Only the number is wanted: how many lines of the data contain "components"?

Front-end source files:
[START]
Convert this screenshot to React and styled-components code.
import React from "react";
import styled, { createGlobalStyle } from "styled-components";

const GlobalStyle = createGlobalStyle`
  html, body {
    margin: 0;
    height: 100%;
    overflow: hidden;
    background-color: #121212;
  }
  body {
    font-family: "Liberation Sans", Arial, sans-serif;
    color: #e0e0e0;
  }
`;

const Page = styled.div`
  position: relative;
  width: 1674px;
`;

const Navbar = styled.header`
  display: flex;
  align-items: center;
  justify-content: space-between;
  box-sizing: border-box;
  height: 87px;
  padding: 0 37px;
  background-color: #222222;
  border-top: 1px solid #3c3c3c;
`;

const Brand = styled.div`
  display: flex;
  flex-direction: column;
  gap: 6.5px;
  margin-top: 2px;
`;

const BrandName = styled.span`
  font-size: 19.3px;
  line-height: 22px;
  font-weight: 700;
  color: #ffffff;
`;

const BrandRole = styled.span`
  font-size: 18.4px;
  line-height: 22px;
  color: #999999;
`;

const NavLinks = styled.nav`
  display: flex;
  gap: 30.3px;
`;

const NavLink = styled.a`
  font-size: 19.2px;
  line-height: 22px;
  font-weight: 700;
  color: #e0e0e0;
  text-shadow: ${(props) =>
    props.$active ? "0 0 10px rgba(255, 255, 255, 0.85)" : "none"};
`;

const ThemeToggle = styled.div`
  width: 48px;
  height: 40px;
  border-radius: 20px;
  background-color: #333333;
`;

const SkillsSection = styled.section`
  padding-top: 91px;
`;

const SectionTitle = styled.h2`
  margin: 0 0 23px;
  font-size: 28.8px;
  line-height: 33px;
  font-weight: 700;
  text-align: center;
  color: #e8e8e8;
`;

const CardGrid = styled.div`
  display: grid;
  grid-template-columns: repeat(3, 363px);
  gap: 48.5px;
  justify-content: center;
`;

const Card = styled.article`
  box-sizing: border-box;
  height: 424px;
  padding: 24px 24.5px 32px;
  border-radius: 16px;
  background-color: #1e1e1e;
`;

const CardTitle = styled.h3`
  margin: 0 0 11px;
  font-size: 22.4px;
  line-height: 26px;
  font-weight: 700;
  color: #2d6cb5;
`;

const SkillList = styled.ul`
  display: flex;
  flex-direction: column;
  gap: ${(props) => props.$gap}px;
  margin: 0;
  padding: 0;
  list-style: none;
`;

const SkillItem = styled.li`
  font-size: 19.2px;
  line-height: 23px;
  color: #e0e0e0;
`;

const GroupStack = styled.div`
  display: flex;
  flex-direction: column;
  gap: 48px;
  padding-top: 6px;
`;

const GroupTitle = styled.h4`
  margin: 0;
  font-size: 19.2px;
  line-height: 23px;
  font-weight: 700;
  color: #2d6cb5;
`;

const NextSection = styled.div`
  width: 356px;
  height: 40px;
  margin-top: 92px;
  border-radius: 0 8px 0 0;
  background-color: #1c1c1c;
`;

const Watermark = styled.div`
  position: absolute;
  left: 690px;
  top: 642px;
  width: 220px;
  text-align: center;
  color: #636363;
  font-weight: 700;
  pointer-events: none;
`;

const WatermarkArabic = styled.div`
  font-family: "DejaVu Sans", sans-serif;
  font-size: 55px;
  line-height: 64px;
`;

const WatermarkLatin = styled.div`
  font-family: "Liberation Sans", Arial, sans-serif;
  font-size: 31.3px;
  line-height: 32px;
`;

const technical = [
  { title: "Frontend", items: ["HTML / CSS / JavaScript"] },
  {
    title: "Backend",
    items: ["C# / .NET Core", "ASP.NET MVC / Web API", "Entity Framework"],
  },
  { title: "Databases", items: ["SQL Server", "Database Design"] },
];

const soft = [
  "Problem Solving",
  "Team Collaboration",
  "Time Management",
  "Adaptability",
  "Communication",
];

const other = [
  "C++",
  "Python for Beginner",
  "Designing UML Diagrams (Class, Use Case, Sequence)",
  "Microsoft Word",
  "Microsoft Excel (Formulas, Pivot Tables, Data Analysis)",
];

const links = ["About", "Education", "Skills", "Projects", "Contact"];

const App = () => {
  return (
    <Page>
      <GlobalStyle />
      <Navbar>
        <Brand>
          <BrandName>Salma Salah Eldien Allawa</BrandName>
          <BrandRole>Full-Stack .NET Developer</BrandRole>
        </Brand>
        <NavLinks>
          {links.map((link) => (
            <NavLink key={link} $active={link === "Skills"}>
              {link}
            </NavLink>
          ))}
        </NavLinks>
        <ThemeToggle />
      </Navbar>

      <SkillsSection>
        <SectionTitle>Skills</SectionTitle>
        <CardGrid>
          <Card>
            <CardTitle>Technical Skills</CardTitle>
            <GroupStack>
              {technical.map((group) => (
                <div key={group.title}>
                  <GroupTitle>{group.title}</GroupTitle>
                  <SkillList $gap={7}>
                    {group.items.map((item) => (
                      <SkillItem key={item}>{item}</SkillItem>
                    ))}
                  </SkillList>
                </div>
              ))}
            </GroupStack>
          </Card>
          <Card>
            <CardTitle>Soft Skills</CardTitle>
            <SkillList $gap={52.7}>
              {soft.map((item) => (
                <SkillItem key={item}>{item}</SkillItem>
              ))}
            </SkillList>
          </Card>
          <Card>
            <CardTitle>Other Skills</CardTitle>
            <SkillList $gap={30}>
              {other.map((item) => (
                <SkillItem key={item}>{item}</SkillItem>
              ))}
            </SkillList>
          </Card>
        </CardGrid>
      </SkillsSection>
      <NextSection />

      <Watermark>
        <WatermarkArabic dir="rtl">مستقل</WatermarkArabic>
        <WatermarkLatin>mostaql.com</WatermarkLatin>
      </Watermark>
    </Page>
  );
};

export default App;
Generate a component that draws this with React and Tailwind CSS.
[END]
TASK ANSWER:
2